仕事に夢中になりすぎたために大きな病気を患い、一時は生死をさまよった榎本淳子(エノジュン)さん。13年間勤めたリクルートを辞め、環境を変える決断をした。最終回となる第3回では、決断後の心境の変化を追いながら、転職からの4年間を振り返る。
大好きだから、距離を置こうと決めた
使命感と責任感が人一倍強い。これはエノジュンさんも認めている自身の性格だ。クライアント企業や地域の課題解決を担う中で、ある人に言われた言葉が、ずっと心に残っている。「知る責任がある」
抱える課題を知った以上は、解決のために行動を起こさなければならない。その責任を理解した上で、知る覚悟はあるのか、と。
関わった人の生活がより良くなるように。そう願えば願うほど、自分の暮らしが置き去りになっていった。
2018年4月、膵臓に腫瘍が見つかり、手術をして切除。幸い良性で手術は成功したものの、その後、合併症を引き起こし、一時はICU(集中治療室)で生死をさまようことになる。
3カ月の入院期間を経て、10月にリクルートに復帰。仲間たちは彼女の復帰を喜んだ。
「生きてた!良かった!みたいな感じで、みんながすごく喜んで迎え入れてくれました」
しかしその2カ月後、エノジュンさんは転職を決断する。
「まずは、大好きだった会社を離れることが、仕事と少し距離を置くきっかけになればと思って、転職を決めました」
簡単に決心がついたわけではない。新卒から13年間を過ごしたリクルートに対しては、さまざまな思いがある。
「学生の延長みたいなところから社会人へと育てていただき、スキルを高めてもらいました。お兄ちゃんも妹もいて、お父さんもお母さんもいる。あ、近所のおじさんみたいな人もいますね(笑)。私にとっては、本当に家族のような存在でした」
転職先に選んだのは、オープンイノベーションのプラットフォームを提供するベンチャー企業。ビジネスを育てるスキルを身に着けられることと、自由な働き方ができることが決め手になった。

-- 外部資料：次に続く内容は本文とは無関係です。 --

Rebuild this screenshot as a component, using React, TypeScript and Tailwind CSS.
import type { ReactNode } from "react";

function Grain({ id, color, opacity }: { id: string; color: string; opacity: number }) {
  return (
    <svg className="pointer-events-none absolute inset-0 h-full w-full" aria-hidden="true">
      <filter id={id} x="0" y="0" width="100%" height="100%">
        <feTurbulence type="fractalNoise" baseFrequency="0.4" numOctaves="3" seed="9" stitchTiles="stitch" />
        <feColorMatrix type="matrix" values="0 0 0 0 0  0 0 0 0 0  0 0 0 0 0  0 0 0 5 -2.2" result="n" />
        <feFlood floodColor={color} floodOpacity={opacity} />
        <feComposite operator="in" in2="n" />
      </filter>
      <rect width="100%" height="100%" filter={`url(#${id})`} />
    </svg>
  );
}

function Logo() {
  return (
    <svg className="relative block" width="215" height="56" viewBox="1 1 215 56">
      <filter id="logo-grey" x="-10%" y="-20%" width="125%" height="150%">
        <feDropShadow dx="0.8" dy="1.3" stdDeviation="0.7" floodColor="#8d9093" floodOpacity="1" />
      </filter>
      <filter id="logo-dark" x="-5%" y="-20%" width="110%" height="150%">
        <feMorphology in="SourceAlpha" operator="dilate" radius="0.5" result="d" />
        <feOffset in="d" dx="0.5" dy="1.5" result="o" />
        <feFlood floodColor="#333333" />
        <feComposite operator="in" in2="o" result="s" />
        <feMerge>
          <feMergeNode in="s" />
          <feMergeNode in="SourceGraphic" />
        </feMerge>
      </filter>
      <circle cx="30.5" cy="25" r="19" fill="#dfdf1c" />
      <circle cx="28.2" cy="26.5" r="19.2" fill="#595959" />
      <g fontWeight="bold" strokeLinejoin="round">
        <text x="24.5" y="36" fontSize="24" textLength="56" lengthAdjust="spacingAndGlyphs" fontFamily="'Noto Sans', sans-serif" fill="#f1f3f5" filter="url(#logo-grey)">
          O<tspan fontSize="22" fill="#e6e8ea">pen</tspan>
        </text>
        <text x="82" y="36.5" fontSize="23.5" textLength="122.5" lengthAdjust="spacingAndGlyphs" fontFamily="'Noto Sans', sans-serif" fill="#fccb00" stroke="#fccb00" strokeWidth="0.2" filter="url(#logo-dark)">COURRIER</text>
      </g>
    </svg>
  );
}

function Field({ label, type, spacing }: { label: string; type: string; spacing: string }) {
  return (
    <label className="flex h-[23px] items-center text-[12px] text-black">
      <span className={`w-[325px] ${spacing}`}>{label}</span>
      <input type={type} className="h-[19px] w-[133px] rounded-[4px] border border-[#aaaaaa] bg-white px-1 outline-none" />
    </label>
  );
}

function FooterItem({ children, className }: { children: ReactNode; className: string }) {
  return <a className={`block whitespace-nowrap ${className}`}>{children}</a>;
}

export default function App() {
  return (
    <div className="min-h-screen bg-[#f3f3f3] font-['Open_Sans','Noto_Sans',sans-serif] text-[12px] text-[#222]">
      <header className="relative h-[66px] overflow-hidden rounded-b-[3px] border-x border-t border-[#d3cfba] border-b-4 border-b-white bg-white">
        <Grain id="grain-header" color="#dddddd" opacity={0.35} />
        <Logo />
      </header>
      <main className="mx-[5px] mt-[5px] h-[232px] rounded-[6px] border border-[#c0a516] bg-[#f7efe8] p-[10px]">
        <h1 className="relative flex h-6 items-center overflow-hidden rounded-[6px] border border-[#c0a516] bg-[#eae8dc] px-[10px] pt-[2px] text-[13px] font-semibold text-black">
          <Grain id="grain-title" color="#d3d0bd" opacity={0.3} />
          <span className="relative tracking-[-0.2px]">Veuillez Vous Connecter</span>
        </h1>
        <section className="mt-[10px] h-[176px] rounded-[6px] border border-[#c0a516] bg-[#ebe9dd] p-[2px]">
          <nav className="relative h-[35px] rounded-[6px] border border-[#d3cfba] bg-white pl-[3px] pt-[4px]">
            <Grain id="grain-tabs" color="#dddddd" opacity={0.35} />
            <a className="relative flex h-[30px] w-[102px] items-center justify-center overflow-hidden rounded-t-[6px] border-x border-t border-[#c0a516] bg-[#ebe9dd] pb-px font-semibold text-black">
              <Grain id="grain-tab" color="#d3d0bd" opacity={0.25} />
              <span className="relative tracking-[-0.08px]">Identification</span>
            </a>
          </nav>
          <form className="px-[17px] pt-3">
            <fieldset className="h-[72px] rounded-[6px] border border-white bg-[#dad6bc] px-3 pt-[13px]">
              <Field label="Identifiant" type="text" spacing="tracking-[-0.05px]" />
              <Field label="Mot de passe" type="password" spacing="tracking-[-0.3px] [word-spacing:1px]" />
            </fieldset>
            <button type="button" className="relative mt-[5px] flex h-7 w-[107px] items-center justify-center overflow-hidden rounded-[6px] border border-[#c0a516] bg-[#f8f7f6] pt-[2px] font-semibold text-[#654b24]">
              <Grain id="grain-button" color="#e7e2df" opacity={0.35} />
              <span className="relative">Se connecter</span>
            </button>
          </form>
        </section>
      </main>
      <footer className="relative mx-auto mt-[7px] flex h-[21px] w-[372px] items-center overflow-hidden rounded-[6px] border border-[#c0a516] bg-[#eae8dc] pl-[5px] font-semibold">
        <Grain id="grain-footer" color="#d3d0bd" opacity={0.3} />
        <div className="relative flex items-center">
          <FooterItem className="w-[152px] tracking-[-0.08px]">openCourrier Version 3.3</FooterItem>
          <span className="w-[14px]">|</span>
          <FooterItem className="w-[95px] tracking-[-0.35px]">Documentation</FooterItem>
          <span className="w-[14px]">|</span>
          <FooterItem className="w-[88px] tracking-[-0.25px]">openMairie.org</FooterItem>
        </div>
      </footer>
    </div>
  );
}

グループ5万人のリクルートから、当時4人のベンチャー企業へ。リクルートしか知らなかったエノジュンさんにとっては、大きなカルチャーショックだった。
「社長がそんなことまでするの? みたいな。毎日が驚きの連続でした」
転職後、1年余りでコロナ禍に突入したこともあり、エノジュンさんの生活は、リクルート時代とは大きく変わった。
特に病気になる前までは、夫とは夜に一度、顔を合わせるかどうかという生活で、生存確認はしているが、会話もほとんどなく、お互い仕事に没頭していた。
「コロナ禍になって、2人ともリモートワークになりました。夫婦2人で朝から晩までずっと一緒に過ごしたのは、結婚してから初めての経験でした。夫が急にご飯を作り出したりして、え、実は料理できたんだ! みたいな(笑)。
楽しかったんですけど、何かお互い共通の楽しみが欲しいし、何かを育てていくような感覚がほしいよね、という話になったんです。
私は死んじゃうのが悲しいから嫌だなと思ったんですけど、夫がワンちゃんを飼いたいと言って、犬を飼うことにしました」
2020年5月、3人目の家族として、トイプードルのもふまるを迎え入れた。